A professor who set up Aberdeen University’s anthropology department has been made a CBE.
Emeritus professor Tim Ingold has been included in the Queen’s Birthday Honours list for services to anthropology – the study of what makes us human.
He was instrumental in setting up the department at the university in 1999 and led it until his retirement in 2018.
Since the first students graduated in 2003, the department has gone on to forge international connections with over 80 PhDs awarded.
Prof Ingold, who is originally from Manchester, is now enjoying his retirement with his wife Anna in Aberdeen, and the couple will celebrate their golden wedding anniversary in December.
The father-of-four is also enjoying having more time to pursue his passion for music, and is an accomplished cello player. He began playing at the age of 12 and was part of the Concordia String Orchestra.

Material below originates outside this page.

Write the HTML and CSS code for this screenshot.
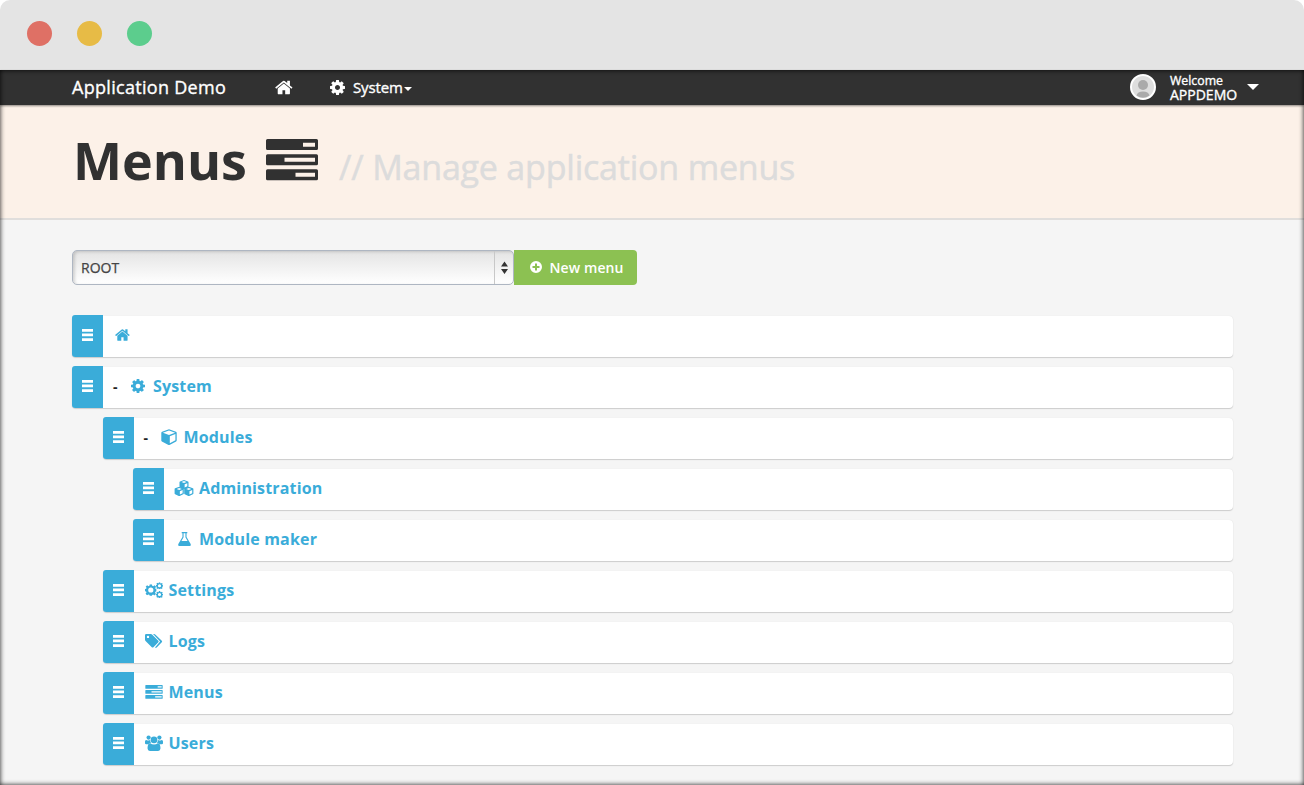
FILE: index.html
```html
<!DOCTYPE html>
<html lang="en">
<head>
<meta charset="utf-8">
<title>Application Demo</title>
<link rel="stylesheet" href="styles.css">
</head>
<body>
<svg class="sprite" aria-hidden="true">
  <symbol id="home" viewBox="0 0 1792 1792"><path d="M1408 992v480q0 26-19 45t-45 19h-384v-384h-256v384h-384q-26 0-45-19t-19-45v-480q0-1 .5-3t.5-3l575-474 575 474q1 2 1 6zm223-69l-62 74q-8 9-21 11h-3q-13 0-21-7l-692-577-692 577q-12 8-24 7-13-2-21-11l-62-74q-8-10-7-23.5t11-21.5l719-599q32-26 76-26t76 26l244 204v-195q0-14 9-23t23-9h192q14 0 23 9t9 23v408l219 182q10 8 11 21.5t-7 23.5z"/></symbol>
  <symbol id="cog" viewBox="128 128 1536 1536"><path d="M1152 896q0-106-75-181t-181-75-181 75-75 181 75 181 181 75 181-75 75-181zm512-109v222q0 12-8 23t-20 13l-185 28q-19 54-39 91 35 50 107 138 10 12 10 25t-9 23q-27 37-99 108t-94 71q-12 0-26-9l-138-108q-44 23-91 38-16 136-29 186-7 28-36 28h-222q-14 0-24.500-8.500t-11.500-21.500l-28-184q-49-16-90-37l-141 107q-10 9-25 9-14 0-25-11-126-114-165-168-7-10-7-23 0-12 8-23 15-21 51-66.500t54-70.500q-27-50-41-99l-183-27q-13-2-21-12.500t-8-23.500v-222q0-12 8-23t19-13l186-28q14-46 39-92-40-57-107-138-10-12-10-24 0-10 9-23 26-36 98.500-107.500t94.500-71.500q13 0 26 10l138 107q44-23 91-38 16-136 29-186 7-28 36-28h222q14 0 24.500 8.500t11.500 21.500l28 184q49 16 90 37l142-107q9-9 24-9 13 0 25 10 129 119 165 170 7 8 7 22 0 12-8 23-15 21-51 66.500t-54 70.500q26 50 41 98l183 28q13 2 21 12.500t8 23.500z"/></symbol>
  <symbol id="gear" viewBox="0 0 12 12"><path fill-rule="evenodd" d="M4.900 0h2.200l.4 1.700 1 .4 1.500-.9L11.500 2.700l-.9 1.300.4 1 1 .2v2.200l-1.200.3-.4 1 .9 1.400-1.500 1.500-1.400-.9-1 .4-.3 1.100H4.900l-.4-1.200-1-.4-1.400.9L.6 10l.9-1.400-.4-1L0 7.300V5l1.200-.2.4-1L.7 2.600 2.200 1.100l1.400.9 1-.4zM6 3.300a2.700 2.700 0 1 0 0 5.400 2.700 2.700 0 0 0 0-5.400z"/></symbol>
  <symbol id="tasks" viewBox="0 0 52 42"><path fill-rule="evenodd" d="M1.500 0h49q1.500 0 1.500 1.500v8q0 1.500-1.500 1.500h-49Q0 11 0 9.500v-8Q0 0 1.500 0zM37 3.800v4h12v-4zM1.500 15.200h49q1.500 0 1.500 1.500v8q0 1.500-1.500 1.500h-49Q0 26.200 0 24.700v-8q0-1.500 1.500-1.500zm17 3.600v4H49v-4zM1.500 30.200h49q1.500 0 1.500 1.500v8q0 1.500-1.500 1.500h-49Q0 41.200 0 39.700v-8q0-1.500 1.500-1.500zM29.500 33.700v4H49v-4z"/></symbol>
  <symbol id="cube" viewBox="0 0 16 16"><path fill-rule="evenodd" d="M8 .3 15 2.800q.7.300.7 1v7.600q0 .7-.6 1L8.500 15.900q-.5.200-1 0L.9 12.400q-.6-.3-.6-1V3.800q0-.7.700-1zM8 1.600 1.900 3.800 8 6l6.100-2.200zM8.800 14.200l5.600-2.900V5.100L8.800 7.200z"/></symbol>
  <symbol id="minicube" viewBox="0 0 10 10"><path fill-rule="evenodd" d="M5 0 9.400 1.700q.6.300.6.900v4.600q0 .7-.6 1L5.500 9.900q-.5.200-1 0L.6 8.200q-.6-.3-.6-1V2.600q0-.6.600-.9zM5 1.200 2.200 2.300 5 3.400l2.800-1.100zM5.700 8.400l3-1.400V3.600l-3 1.200z"/></symbol>
  <symbol id="cubes" viewBox="0 0 20 16"><use href="#minicube" x="5.100" y="0" width="9.800" height="9"/><use href="#minicube" x="0" y="6.800" width="10.400" height="9.200"/><use href="#minicube" x="9.600" y="6.800" width="10.400" height="9.200"/></symbol>
  <symbol id="flask" viewBox="0 0 14 15"><path fill-rule="evenodd" d="M4 0h6v1.200H9.200v4.200l4.300 7.300q1 2.300-1 2.300h-11q-2 0-1-2.300l4.300-7.300V1.200H4zM6 1.200v4.500L3.700 9.700h6.600L8 5.700V1.200z"/></symbol>
  <symbol id="cogs" viewBox="0 0 18 16"><use href="#gear" x="0" y="2.200" width="11.600" height="11.600"/><use href="#gear" x="11" y=".2" width="7" height="7"/><use href="#gear" x="11" y="9" width="7" height="7"/></symbol>
  <symbol id="tags" viewBox="0 0 18 15"><path fill-rule="evenodd" d="M1.200.5h4.600q.8 0 1.500.7l6 6q.8.800 0 1.600l-4.900 4.900q-.8.800-1.600 0l-6-6Q0 7 0 6.200V1.700Q0 .5 1.200.5zM3 2.200a1.200 1.200 0 1 0 0 2.400 1.200 1.200 0 0 0 0-2.400z"/><path d="M8 .5h1q.8 0 1.500.7l6.300 6q.8.800 0 1.600l-5.100 5.100q-.9.800-1.700 0l5.100-5.900-6.100-6.500z"/></symbol>
  <symbol id="users" viewBox="0 0 18 16"><circle cx="3.600" cy="2.600" r="2.100"/><circle cx="14.400" cy="2.600" r="2.100"/><circle cx="9" cy="4.900" r="3.300"/><path d="M0 8.200V6.500Q.1 4.800 1.200 4.900q2.400 1 4 .2Q5.200 7 6 8q-1.700 0-2.700 1.200H1.200Q0 9.200 0 8.200zM18 8.200V6.500q-.1-1.700-1.200-1.600-2.400 1-4 .2Q12.800 7 12 8q1.700 0 2.700 1.200h2.100q1.200 0 1.200-1zM5.200 8.200q1.700 1.400 3.800 1.400t3.800-1.400q2.600.2 2.700 5-.1 2.600-2.400 2.800H4.900q-2.300-.2-2.400-2.800.1-4.800 2.700-5z"/></symbol>
  <symbol id="bars" viewBox="0 0 11 12"><path d="M0 0h11v2.700H0zM0 4.600h11v2.700H0zM0 9.200h11v2.700H0z"/></symbol>
  <symbol id="plus" viewBox="0 0 12 12"><path fill-rule="evenodd" d="M6 0a6 6 0 1 1 0 12A6 6 0 0 1 6 0zM5 2.500V5H2.500v2H5v2.500h2V7h2.500V5H7V2.500z"/></symbol>
</svg>
<div class="window">
  <header class="chrome"><i class="dot red"></i><i class="dot yellow"></i><i class="dot green"></i></header>
  <div class="page">
    <nav class="navbar">
      <a class="brand">Application Demo</a>
      <a class="nav-home"><svg class="i-home"><use href="#home"/></svg></a>
      <a class="nav-system"><svg class="i-cog"><use href="#cog"/></svg><span>System</span><i class="caret small"></i></a>
      <div class="user">
        <svg class="avatar" viewBox="0 0 26 26"><circle cx="13" cy="13" r="12" fill="#dedede" stroke="#fff" stroke-width="2"/><circle cx="13" cy="11" r="5" fill="#aaa"/><path d="M6.500 21.500Q7.500 17.500 13 17.500t6.500 4Q13 26 6.500 21.500z" fill="#aaa"/></svg>
        <div class="welcome"><span>Welcome</span><span class="uname">APPDEMO</span></div>
        <i class="caret"></i>
      </div>
    </nav>
    <section class="hero"><h1>Menus</h1><svg class="i-hero"><use href="#tasks"/></svg><p>// Manage application menus</p></section>
    <main class="content">
      <div class="toolbar">
        <div class="select"><span>ROOT</span><svg viewBox="0 0 7 12"><path d="M3.500 0 7 5H0zM0 7.500h7l-3.500 5z"/></svg></div>
        <button class="new"><svg><use href="#plus"/></svg>New menu</button>
      </div>
      <ul class="tree">
        <li class="row l0"><b class="handle"><svg><use href="#bars"/></svg></b><svg class="ic home"><use href="#home"/></svg></li>
        <li class="row l0"><b class="handle"><svg><use href="#bars"/></svg></b><i class="fold">-</i><svg class="ic cog"><use href="#cog"/></svg><a>System</a></li>
        <li class="row l1"><b class="handle"><svg><use href="#bars"/></svg></b><i class="fold">-</i><svg class="ic cube"><use href="#cube"/></svg><a>Modules</a></li>
        <li class="row l2"><b class="handle"><svg><use href="#bars"/></svg></b><svg class="ic cubes"><use href="#cubes"/></svg><a>Administration</a></li>
        <li class="row l2"><b class="handle"><svg><use href="#bars"/></svg></b><svg class="ic flask"><use href="#flask"/></svg><a>Module maker</a></li>
        <li class="row l1"><b class="handle"><svg><use href="#bars"/></svg></b><svg class="ic wide"><use href="#cogs"/></svg><a>Settings</a></li>
        <li class="row l1"><b class="handle"><svg><use href="#bars"/></svg></b><svg class="ic wide"><use href="#tags"/></svg><a>Logs</a></li>
        <li class="row l1"><b class="handle"><svg><use href="#bars"/></svg></b><svg class="ic wide tasks"><use href="#tasks"/></svg><a>Menus</a></li>
        <li class="row l1"><b class="handle"><svg><use href="#bars"/></svg></b><svg class="ic wide"><use href="#users"/></svg><a>Users</a></li>
      </ul>
    </main>
  </div>
</div>
</body>
</html>
```
FILE: styles.css
```css
* { box-sizing: border-box; }
body { margin: 0; background: #fff; font-family: "Open Sans", sans-serif; overflow: hidden; }
svg { fill: currentColor; flex: none; }
.sprite { position: absolute; width: 0; height: 0; }
.window { height: 785px; display: flex; flex-direction: column; border-radius: 10px 10px 0 0; overflow: hidden; }
.chrome { height: 70px; background: #e4e4e4; display: flex; align-items: center; gap: 25px; padding: 0 27px 3px; flex: none; }
.dot { width: 25px; height: 25px; border-radius: 50%; }
.red { background: #df7065; }
.yellow { background: #e7bb46; }
.green { background: #5ccd8d; }
.page { flex: 1; position: relative; background: #f5f5f5; }
.page::after { content: ""; position: absolute; inset: 0; box-shadow: inset 0 0 5px rgba(0,0,0,.9); pointer-events: none; }
.navbar { height: 35px; background: #313131; color: #fff; display: flex; align-items: center; padding: 0 45px 1px 72px; box-shadow: 0 1px 2px rgba(0,0,0,.45); position: relative; -webkit-text-stroke: .35px #fff; }
.brand { font-size: 18px; letter-spacing: .3px; width: 203px; white-space: nowrap; }
.nav-home { width: 55px; display: flex; }
.i-home { width: 19px; height: 19px; }
.nav-system { display: flex; align-items: center; font-size: 15px; letter-spacing: -.15px; }
.i-cog { width: 15px; height: 15px; margin-right: 8px; }
.caret { border: 6px solid transparent; border-top-color: #fff; border-bottom: 0; }
.caret.small { border-width: 4px 4px 0; margin-left: 1px; margin-top: 3px; }
.user { margin-left: auto; display: flex; align-items: center; }
.avatar { width: 26px; height: 26px; margin-right: 14px; }
.welcome { display: flex; flex-direction: column; font-size: 12.300px; line-height: 15px; width: 77px; }
.uname { font-size: 14px; line-height: 14px; letter-spacing: 0; }
.hero { height: 115px; background: #fcf1e8; border-bottom: 2px solid #e0dedc; display: flex; align-items: baseline; padding: 20px 0 0 73px; }
.hero h1 { margin: 0; font-size: 52px; line-height: 70px; color: #313131; width: 193px; }
.i-hero { width: 52px; height: 42px; color: #313131; position: relative; top: 1px; }
.hero p { margin: 0 0 0 21px; font-size: 34px; letter-spacing: -.2px; color: #dcdcdc; -webkit-text-stroke: .5px #dcdcdc; }
.content { padding: 30px 71px 0 72px; }
.toolbar { display: flex; height: 35px; }
.select { width: 442px; border: 1px solid #aeb6c2; border-radius: 5px; background: linear-gradient(#e4e4e4, #fff); box-shadow: inset 2px 1px 3px rgba(0,0,0,.15); display: flex; align-items: center; justify-content: space-between; font-size: 14px; color: #444; padding-left: 8px; -webkit-text-stroke: .25px #444; }
.select svg { width: 19px; height: 33px; padding: 10px 5px 10px 6px; border-left: 1px solid #c8c8c8; color: #333; }
.new { border: 0; width: 123px; background: #8cc152; color: #fff; font: 600 14px "Open Sans", sans-serif; letter-spacing: .1px; border-radius: 0 4px 4px 0; display: flex; align-items: center; justify-content: center; gap: 7px; padding: 0 0 1px 3px; }
.new svg { width: 12px; height: 12px; }
.tree { list-style: none; margin: 30.500px 0 0; padding: 0; display: grid; gap: 10px; }
.row { height: 41px; background: #fff; border-radius: 4px; box-shadow: 0 1px 1px #ccc, 0 0 1px #ddd; display: flex; align-items: center; color: #3aacd9; }
.l1 { margin-left: 30.500px; }
.l2 { margin-left: 61px; }
.handle { width: 31px; height: 41.500px; background: #3aacd9; border-radius: 3px 0 0 3px; display: grid; place-items: center; color: #fff; padding-bottom: 3px; }
.handle svg { width: 11px; height: 12px; }
.row a { font-size: 16px; letter-spacing: .16px; font-weight: 700; line-height: 22px; padding-bottom: 3px; }
.fold { width: 16px; margin-left: 10px; color: #222; font-size: 14px; font-weight: 700; font-style: normal; padding-bottom: 2px; }
.ic { height: 16px; margin-bottom: 3px; }
.home { width: 16px; margin-left: 12px; }
.cog { width: 14px; height: 14px; margin: 0 8px 3px 2px; }
.cube { width: 16px; margin-right: 7px; margin-left: 1px; }
.cubes { width: 20px; margin-left: 10px; margin-right: 5px; }
.flask { width: 13px; height: 14px; margin-left: 14px; margin-right: 8px; }
.wide { width: 18px; margin-left: 11px; margin-right: 6px; }
.tasks { height: 14px; width: 18px; }
```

‘I was very pleased and pleasantly surprised’
Speaking about his CBE, Prof Ingold, said: “I was very pleased and pleasantly surprised.
“We had been away for the day and had found this envelope among a pile of post, and when I opened it up and realised what it was, I was very surprised but pleased.”
When Prof Ingold was brought in to lead the new anthropology initiative at Aberdeen University, he decided to create an entirely new department.
He said: “My ambition was to set up a department of our own as opposed to joining the sociology department.
“So I was able to build this department from scratch, and we had our first graduates in 2003, and we grew from there and ended up with a flourishing programme and large department.
“When I first came to set up the department, moving up from Manchester, people would question why move to Aberdeen?
“The strategy we took was to not see ourselves as part of the UK at all. Instead, we were focused on building a network of relations with colleagues across Nordic countries, Russia and Canada.
“Right from the start, we established the department as an international network base, and in terms of those places, Aberdeen is right in the centre.”
While pleased to be recognised for his work, Prof Ingold is having an understated celebration with a bottle of Cava while he breaks the news to his family in a virtual chat.